Task goal
Transcribe the full listing exactly, and drop every picture.

Data section
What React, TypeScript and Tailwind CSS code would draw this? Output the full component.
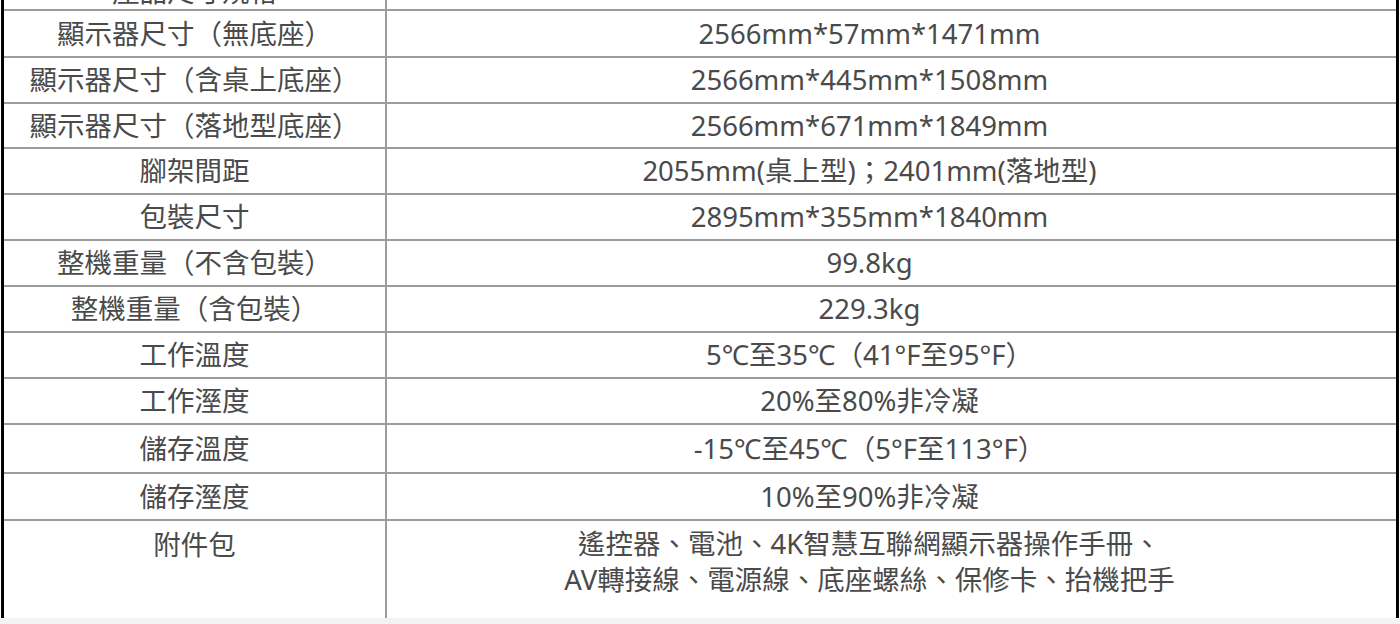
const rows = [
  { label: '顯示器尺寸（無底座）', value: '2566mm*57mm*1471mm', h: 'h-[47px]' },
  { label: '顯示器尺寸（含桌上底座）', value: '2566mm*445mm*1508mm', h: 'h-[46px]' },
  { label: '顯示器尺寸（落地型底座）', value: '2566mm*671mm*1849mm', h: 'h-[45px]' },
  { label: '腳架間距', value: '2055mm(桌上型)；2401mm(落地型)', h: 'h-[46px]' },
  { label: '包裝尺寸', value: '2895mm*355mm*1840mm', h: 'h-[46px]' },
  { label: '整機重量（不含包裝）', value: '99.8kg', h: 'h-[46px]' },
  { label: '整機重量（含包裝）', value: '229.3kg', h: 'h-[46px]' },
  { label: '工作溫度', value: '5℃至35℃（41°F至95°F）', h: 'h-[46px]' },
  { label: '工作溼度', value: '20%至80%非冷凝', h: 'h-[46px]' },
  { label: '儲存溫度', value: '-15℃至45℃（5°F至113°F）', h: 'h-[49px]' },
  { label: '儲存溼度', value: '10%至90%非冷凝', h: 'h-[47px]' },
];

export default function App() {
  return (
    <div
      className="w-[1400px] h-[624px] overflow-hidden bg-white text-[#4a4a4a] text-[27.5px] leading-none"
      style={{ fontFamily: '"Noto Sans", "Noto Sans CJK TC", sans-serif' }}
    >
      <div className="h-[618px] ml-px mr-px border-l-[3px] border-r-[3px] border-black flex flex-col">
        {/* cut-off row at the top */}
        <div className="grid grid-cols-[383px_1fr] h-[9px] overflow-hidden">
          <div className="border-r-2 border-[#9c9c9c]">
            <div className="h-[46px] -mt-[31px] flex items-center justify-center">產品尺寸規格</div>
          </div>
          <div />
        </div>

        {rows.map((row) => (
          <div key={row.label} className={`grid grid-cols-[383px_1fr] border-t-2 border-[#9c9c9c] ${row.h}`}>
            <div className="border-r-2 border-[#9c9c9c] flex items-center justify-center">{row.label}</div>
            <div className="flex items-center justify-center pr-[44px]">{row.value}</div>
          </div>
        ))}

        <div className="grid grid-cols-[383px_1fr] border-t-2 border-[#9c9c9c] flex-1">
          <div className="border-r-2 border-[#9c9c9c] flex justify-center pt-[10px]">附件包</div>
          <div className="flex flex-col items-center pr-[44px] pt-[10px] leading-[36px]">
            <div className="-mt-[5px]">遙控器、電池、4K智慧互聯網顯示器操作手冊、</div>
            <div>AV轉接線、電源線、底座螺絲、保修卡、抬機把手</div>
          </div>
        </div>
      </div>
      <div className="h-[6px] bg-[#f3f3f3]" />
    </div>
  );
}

Response to this exercise
What React, TypeScript and Tailwind CSS code would draw this? Output the full component.
const rows = [
  { label: '顯示器尺寸（無底座）', value: '2566mm*57mm*1471mm', h: 'h-[47px]' },
  { label: '顯示器尺寸（含桌上底座）', value: '2566mm*445mm*1508mm', h: 'h-[46px]' },
  { label: '顯示器尺寸（落地型底座）', value: '2566mm*671mm*1849mm', h: 'h-[45px]' },
  { label: '腳架間距', value: '2055mm(桌上型)；2401mm(落地型)', h: 'h-[46px]' },
  { label: '包裝尺寸', value: '2895mm*355mm*1840mm', h: 'h-[46px]' },
  { label: '整機重量（不含包裝）', value: '99.8kg', h: 'h-[46px]' },
  { label: '整機重量（含包裝）', value: '229.3kg', h: 'h-[46px]' },
  { label: '工作溫度', value: '5℃至35℃（41°F至95°F）', h: 'h-[46px]' },
  { label: '工作溼度', value: '20%至80%非冷凝', h: 'h-[46px]' },
  { label: '儲存溫度', value: '-15℃至45℃（5°F至113°F）', h: 'h-[49px]' },
  { label: '儲存溼度', value: '10%至90%非冷凝', h: 'h-[47px]' },
];

export default function App() {
  return (
    <div
      className="w-[1400px] h-[624px] overflow-hidden bg-white text-[#4a4a4a] text-[27.5px] leading-none"
      style={{ fontFamily: '"Noto Sans", "Noto Sans CJK TC", sans-serif' }}
    >
      <div className="h-[618px] ml-px mr-px border-l-[3px] border-r-[3px] border-black flex flex-col">
        {/* cut-off row at the top */}
        <div className="grid grid-cols-[383px_1fr] h-[9px] overflow-hidden">
          <div className="border-r-2 border-[#9c9c9c]">
            <div className="h-[46px] -mt-[31px] flex items-center justify-center">產品尺寸規格</div>
          </div>
          <div />
        </div>

        {rows.map((row) => (
          <div key={row.label} className={`grid grid-cols-[383px_1fr] border-t-2 border-[#9c9c9c] ${row.h}`}>
            <div className="border-r-2 border-[#9c9c9c] flex items-center justify-center">{row.label}</div>
            <div className="flex items-center justify-center pr-[44px]">{row.value}</div>
          </div>
        ))}

        <div className="grid grid-cols-[383px_1fr] border-t-2 border-[#9c9c9c] flex-1">
          <div className="border-r-2 border-[#9c9c9c] flex justify-center pt-[10px]">附件包</div>
          <div className="flex flex-col items-center pr-[44px] pt-[10px] leading-[36px]">
            <div className="-mt-[5px]">遙控器、電池、4K智慧互聯網顯示器操作手冊、</div>
            <div>AV轉接線、電源線、底座螺絲、保修卡、抬機把手</div>
          </div>
        </div>
      </div>
      <div className="h-[6px] bg-[#f3f3f3]" />
    </div>
  );
}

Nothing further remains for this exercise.